The Twins didn't manage to do much offensive damage today in a 5-1 loss to the Rockies at Target Field. That's partially because they were facing Ubaldo Jimenez, who has been the best pitcher in the majors this year. But one can also point to the Twins repeatedly wasting early rally opportunities by grounding into three inning-ending double plays over the first four frames, pushing their MLB-leading total to 78.
The Twins have scored significantly fewer runs than one would expect based on the number of runners they put on base. They rank third in the American League in team OBP, trailing only the Yankees and Red Sox, yet they rank seventh in runs scored -- barely above the AL average. They are wasting too many baserunners.
At one point, this could have been pinned on their ineptitude with the bases loaded, as they hit .160 in such situations over their first 34 games. Yet, the Twins have predictably reversed that unlucky trend by going 10-for-30 with the bases juiced in their past 32 contests. Now, a dizzying double play rate has become the chief source for the club's offensive headaches, and it's not showing any signs of going away. They tapped into nine twin killings during their three-game series with the Rockies this week.
The Twins' current pace would have them grounding into 191 double plays by season's end. That would shatter the single-season major-league record of 174, set by the 1990 Boston Red Sox. This is an epidemic. But, as frustrating as it is, the Twins' jaw-dropping DP tendency is hardly surprising.
As mentioned above, the Twins rank third in the AL with a .348 on-base percentage, largely because they rank third in the league in walks. Yet, they don't hit for much power (seventh in the AL in SLG) and they don't steal many bases (10th in SB). That means they're putting an awful lot of runners on first base. When you factor in a team ground ball rate of 46.2 percent that ranks second in the AL, it's not difficult to see why the Twins have been getting doubled off with such frequency.
While the underlying reasons for the Twins high GIDP total aren't difficult to see, the hitters still can't be let off the hook completely. They are grounding into double plays at a higher rate -- per opportunity -- than the league average. (Twins: 15 percent; league: 12 percent.) Given that they've had more opportunities to hit into DP's than any other team, that increased rate is especially damaging.

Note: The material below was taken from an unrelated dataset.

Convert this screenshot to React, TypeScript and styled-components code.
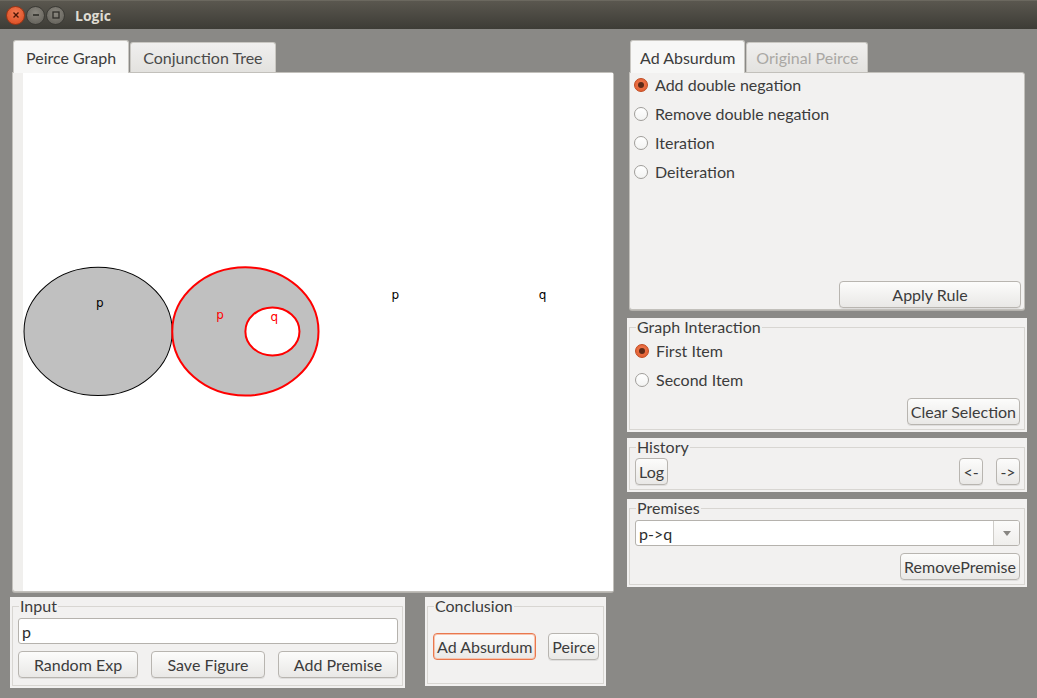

It's time for the hitters in this lineup to take it upon themselves to elevate the ball with a runner on first rather than succumbing to the pitcher's will and firing a hard grounder right at an infielder. Similarly, Ron Gardenhire needs to start putting runners in motion more often; we actually saw the Twins avert a possible fourth GIDP today when Jason Kubel took off from first on a full count to Michael Cuddyer and reached second safely despite the ball being grounded directly to the second baseman.
It's great that the Twins are getting on base at such a strong rate this year, truly it is. But there's nothing more frustrating than wasting baserunners and between their early struggles with the bases loaded and their continual GIDP issues, the Twins are wasting an exorbitant number of them this season.